Wolfsburg. Wegen Corona entschloss man sich, das Flaggschiff der Weißen Flotte Stralsund zum Überwintern an den Sund zu holen.

Elf Jahre ist es bereits her, dass NDR-Moderatorin Sybille Rothe am Abend des 15. Mai 2009 die traditionelle Sektflasche gegen den Rumpf des 1,5 Millionen Euro teuren Neubaus schleuderte. Das
37 Meter lange Aqua-Cabrio – ausgelegt für 160 Passagiere, voll klimatisiert, behindertengerecht und angetrieben von zwei 360-PS-Dieseln – wurde auf der Bolle-Werft im sächsisch-anhaltinischen Neu-Derben nahe der Elbe gebaut.

Das Flaggschiff der Weißen Flotte Stralsund wurde damit auf den Namen „Hanseblick“ getauft. Das Besondere daran ist das Oberdeck, dessen Glasdach bei schönem Wetter aufgeschoben werden kann. Ein Oben-ohne-Cabrio-Schiff also. Bundesweit das erste, das auch in den manchmal recht ruppigen küstennahen Boddengewässern zugelassen ist.

Den Besuchern der Autostadt wurden Rundfahrten auf dem Mittellandkanal angeboten

Nach fünf Jahren Sund- und Bodden-Einsatz hatte sich die Anziehungskraft des innovativen Wassergefährts leicht abgeschwächt, sodass man nach neuen Möglichkeiten suchte. Die ergaben sich in Wolfsburg. Dort hatte eine brandenburgische Reederei mit ihrem Rundfahrtschiff „Havelberg“ ein Bein in der Tür bei Volkswagen. Den Besuchern der Autostadt wurden neben einer Besichtigung auch Rundfahrten auf dem Mittellandkanal angeboten. Doch der „Havelberg“-Reeder witterte in der Bundesgartenschau ein größeres Geschäft.

Die Weiße Flotte bewarb sich und bekam den Zuschlag. Zunächst für die „Altefähr“ und „Bültenkieker“, nach deren Abzug die „Hanseblick“ eingechartert wurde.

Wegen Corona entschloss man sich, das Schiff zum Überwintern an den Sund zu holen

Bis zu sechs Mal täglich pendelte MS „Hanseblick“ fortan zwischen der Autostadt bis zur Mittellandkanal-Schleuse Sülfeld im Westen sowie Rühen und Fallersleben im Osten. Fahrradmitnahme für die individuelle Rückfahrt war möglich. Bis zum 31. Oktober wurden diese Touren angeboten. Die führten auch immer vorbei an den Produktionshallen des Volkswagen-Werks und der Volkswagen-Arena des Bundesligisten VfL Wolfsburg.
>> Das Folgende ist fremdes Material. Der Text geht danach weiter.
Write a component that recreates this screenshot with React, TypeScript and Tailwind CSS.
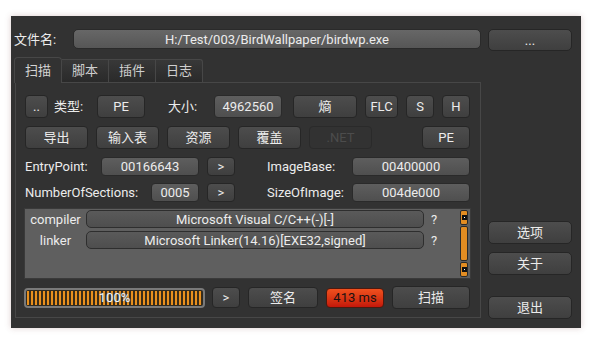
import React from "react";

const FONT = "font-['Roboto','Noto_Sans_CJK_SC',sans-serif]";

function Btn({ className = "", children, disabled = false }: { className?: string; children?: React.ReactNode; disabled?: boolean }) {
  return (
    <div
      className={
        "flex shrink-0 items-center justify-center rounded-[4px] border text-[13px] leading-none " +
        (disabled
          ? "border-[#2a2a2a] bg-[#323232] text-[#4c4c4c] "
          : "border-[#262626] bg-linear-to-b from-[#4d4d4d] to-[#3f3f3f] text-[#ececec] ") +
        className
      }
    >
      {children}
    </div>
  );
}

function Field({ className = "", children }: { className?: string; children?: React.ReactNode }) {
  return (
    <div
      className={
        "flex shrink-0 items-center justify-center rounded-[4px] border border-[#2a2a2a] bg-linear-to-b from-[#5e5e5e] to-[#4f4f4f] text-[13px] leading-none text-[#ececec] " +
        className
      }
    >
      {children}
    </div>
  );
}

function Label({ className = "", children }: { className?: string; children?: React.ReactNode }) {
  return <div className={"shrink-0 text-[13px] leading-none text-[#ececec] " + className}>{children}</div>;
}

function ScrollBtn() {
  return (
    <div className="flex h-[15px] w-[8px] items-center justify-center rounded-[2px] border border-[#2a2a2a] bg-[#e38d22]">
      <div className="flex h-[5px] w-[5px] items-center justify-center bg-[#111]">
        <div className="h-[1px] w-[1px] bg-white" />
      </div>
    </div>
  );
}

export default function App() {
  return (
    <div className={"h-[339px] w-[592px] overflow-hidden bg-white pl-[11px] pt-[16px] " + FONT}>
      <div className="relative h-[312px] w-[570px] bg-[#323232] shadow-[0_0_6px_rgba(120,60,60,0.25)]">
        {/* header row */}
        <div className="flex items-start pt-[13px]">
          <Label className="ml-[3px] mt-[4px] w-[59px]">文件名:</Label>
          <div className="flex h-[20px] w-[408px] items-center justify-center rounded-[5px] border border-[#2a2a2a] bg-linear-to-b from-[#676767] to-[#565656] text-[13px] leading-none text-[#ececec]">
            H:/Test/003/BirdWallpaper/birdwp.exe
          </div>
          <Btn className="ml-[7px] h-[22px] w-[84px] rounded-[5px]">...</Btn>
        </div>

        {/* main */}
        <div className="mt-[6px] flex">
          <div className="ml-[3px] w-[467px]">
            {/* tabs */}
            <div className="relative z-10 flex h-[25px] items-end">
              <div className="-mb-px flex h-[26px] w-[48px] items-center justify-center rounded-t-[4px] border border-b-0 border-[#474747] bg-[#323232] text-[13px] text-[#d4d4d4]">
                扫描
              </div>
              <div className="flex h-[23px] w-[47px] items-center justify-center border border-b-0 border-l-0 border-[#474747] bg-linear-to-b from-[#383838] to-[#2a2a2a] text-[13px] text-[#cfcfcf]">
                脚本
              </div>
              <div className="flex h-[23px] w-[47px] items-center justify-center border border-b-0 border-l-0 border-[#474747] bg-linear-to-b from-[#383838] to-[#2a2a2a] text-[13px] text-[#cfcfcf]">
                插件
              </div>
              <div className="flex h-[23px] w-[47px] items-center justify-center rounded-tr-[3px] border border-b-0 border-l-0 border-[#474747] bg-linear-to-b from-[#383838] to-[#2a2a2a] text-[13px] text-[#cfcfcf]">
                日志
              </div>
            </div>
            {/* panel */}
            <div className="ml-px h-[236px] w-[466px] border border-[#474747] pl-[9px] pt-[12px]">
              {/* row 1 */}
              <div className="flex h-[23px] items-center">
                <Btn className="h-[23px] w-[23px]">..</Btn>
                <Label className="ml-[6px] w-[43px]">类型:</Label>
                <Btn className="h-[23px] w-[48px]">PE</Btn>
                <Label className="ml-[23px] w-[46px]">大小:</Label>
                <Field className="h-[23px] w-[68px]">4962560</Field>
                <Btn className="ml-[11px] h-[23px] w-[64px]">熵</Btn>
                <Btn className="ml-[8px] h-[23px] w-[33px]">FLC</Btn>
                <Btn className="ml-[8px] h-[23px] w-[28px]">S</Btn>
                <Btn className="ml-[8px] h-[23px] w-[28px]">H</Btn>
              </div>
              {/* row 2 */}
              <div className="mt-[8px] flex h-[23px] items-center">
                <Btn className="h-[23px] w-[63px]">导出</Btn>
                <Btn className="ml-[8px] h-[23px] w-[63px]">输入表</Btn>
                <Btn className="ml-[8px] h-[23px] w-[63px]">资源</Btn>
                <Btn className="ml-[8px] h-[23px] w-[63px]">覆盖</Btn>
                <Btn disabled className="ml-[8px] h-[23px] w-[63px]">.NET</Btn>
                <Btn className="ml-[50px] h-[23px] w-[48px]">PE</Btn>
              </div>
              {/* row 3 */}
              <div className="mt-[8px] flex h-[19px] items-center">
                <Label className="w-[76px]">EntryPoint:</Label>
                <Field className="h-[19px] w-[98px]">00166643</Field>
                <Btn className="ml-[8px] h-[19px] w-[28px]">&gt;</Btn>
                <Label className="ml-[32px] w-[85px]">ImageBase:</Label>
                <Field className="h-[19px] w-[118px]">00400000</Field>
              </div>
              {/* row 4 */}
              <div className="mt-[7px] flex h-[19px] items-center">
                <Label className="w-[126px]">NumberOfSections:</Label>
                <Field className="h-[19px] w-[48px]">0005</Field>
                <Btn className="ml-[8px] h-[19px] w-[28px]">&gt;</Btn>
                <Label className="ml-[32px] w-[85px]">SizeOfImage:</Label>
                <Field className="h-[19px] w-[118px]">004de000</Field>
              </div>
              {/* results */}
              <div className="-ml-px mt-[6px] flex h-[71px] w-[447px] border border-[#3a3a3a] bg-[#5f5f5f] pt-px">
                <div className="flex flex-col gap-[3px]">
                  <div className="flex h-[18px] items-center">
                    <div className="w-[61px] text-center text-[13px] leading-none text-[#ececec]">compiler</div>
                    <div className="flex h-[18px] w-[338px] items-center justify-center rounded-[5px] border border-[#2e2e2e] bg-linear-to-b from-[#5a5a5a] to-[#4e4e4e] text-[13px] leading-none text-[#ececec]">
                      Microsoft Visual C/C++(-)[-]
                    </div>
                    <div className="ml-[7px] w-[10px] text-[13px] leading-none text-[#ececec]">?</div>
                  </div>
                  <div className="flex h-[18px] items-center">
                    <div className="w-[61px] text-center text-[13px] leading-none text-[#ececec]">linker</div>
                    <div className="flex h-[18px] w-[338px] items-center justify-center rounded-[5px] border border-[#2e2e2e] bg-linear-to-b from-[#5a5a5a] to-[#4e4e4e] text-[13px] leading-none text-[#ececec]">
                      Microsoft Linker(14.16)[EXE32,signed]
                    </div>
                    <div className="ml-[7px] w-[10px] text-[13px] leading-none text-[#ececec]">?</div>
                  </div>
                </div>
                <div className="ml-[19px] flex h-[67px] flex-col">
                  <ScrollBtn />
                  <div className="my-px h-[35px] w-[8px] rounded-[2px] border border-[#2a2a2a] bg-[#e38d22]" />
                  <ScrollBtn />
                </div>
              </div>
              {/* bottom row */}
              <div className="mt-[7px] flex h-[23px] items-center">
                <div className="relative -ml-px flex h-[20px] w-[181px] items-center justify-center rounded-[4px] border-2 border-[#7a7a7a] bg-[#2e2a20]">
                  <div className="absolute inset-[1px] bg-[repeating-linear-gradient(90deg,#e8901e_0px,#e8901e_2px,#3a2c18_2px,#3a2c18_4px)]" />
                  <span className="relative text-[13px] leading-none text-[#f4f4f4] [text-shadow:0_0_2px_#3a6aa0]">100%</span>
                </div>
                <Btn className="ml-[7px] h-[21px] w-[28px]">&gt;</Btn>
                <Btn className="ml-[8px] h-[21px] w-[70px]">签名</Btn>
                <div className="ml-[8px] flex h-[20px] w-[58px] items-center justify-center rounded-[4px] border border-[#4a1a10] bg-linear-to-b from-[#f0501e] to-[#c4160a] text-[13px] leading-none text-[#1a1010]">
                  413 ms
                </div>
                <Btn className="ml-[8px] h-[23px] w-[78px]">扫描</Btn>
              </div>
            </div>
          </div>

          {/* right column */}
          <div className="ml-[7px] flex w-[84px] flex-col pt-[164px]">
            <Btn className="h-[23px] w-[84px] rounded-[5px]">选项</Btn>
            <Btn className="mt-[8px] h-[23px] w-[84px] rounded-[5px]">关于</Btn>
            <Btn className="mt-[21px] h-[23px] w-[84px] rounded-[5px]">退出</Btn>
          </div>
        </div>
      </div>
    </div>
  );
}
Bis Corona kam und der Auslastung des Schiffes einen Strich durch die Rechnung machte. Wegen der Abstandsregeln konnten nur sehr viel weniger Gäste mitfahren. Daher entschloss man sich, das Schiff zum Überwintern an den Sund zu holen. Reparatur- und Überholungsarbeiten können so von dem Stralsunder Technik-Mitarbeitern effizienter und preiswerter ausgeführt werden.

MS „Hanseblick“ wird winterfest gemacht für die nächste Saison – voraussichtlich ab Ostern 2021

Vergangene Woche warfen daher die beiden Kapitäne Rober und sein Bruder Mirko Sauer in Wolfsburg die Leinen los zur langen Überführungsreise via Mittellandkanal, Elbe-Havel-, Oder-Havel-Kanal mit Schiffshebewerk Niederfinow, Westoder, Oder-Haff, Peenestrom, Greifswalder Bodden und Strelasund zur Steinernen Fischbrücke im Stralsunder Nordhafen. Schließlich wird MS „Hanseblick“ winterfest gemacht für die nächste Saison – voraussichtlich ab Ostern 2021.

MS „Hanseblick“: Typ: Cabrio-Fahrgastschiff; Bauwerft: Bolle, Neu-Derben; Baujahr: 2009; Länge: 37,50 m; Breite: 6,50 m; Tiefgang: 1,20 m; Antrieb: 2 x IVECO-Diesel à 360 PS; 2 Festpropeller; Geschwindigkeit (max.): 12 kn; Passagiere: 160 (max.); Reederei: Weiße Flotte GmbH, Stralsund, Tochter der Flensburger Förde Reederei Seetouristik (FRS); Flagge: Deutschland; Heimathafen Stralsund.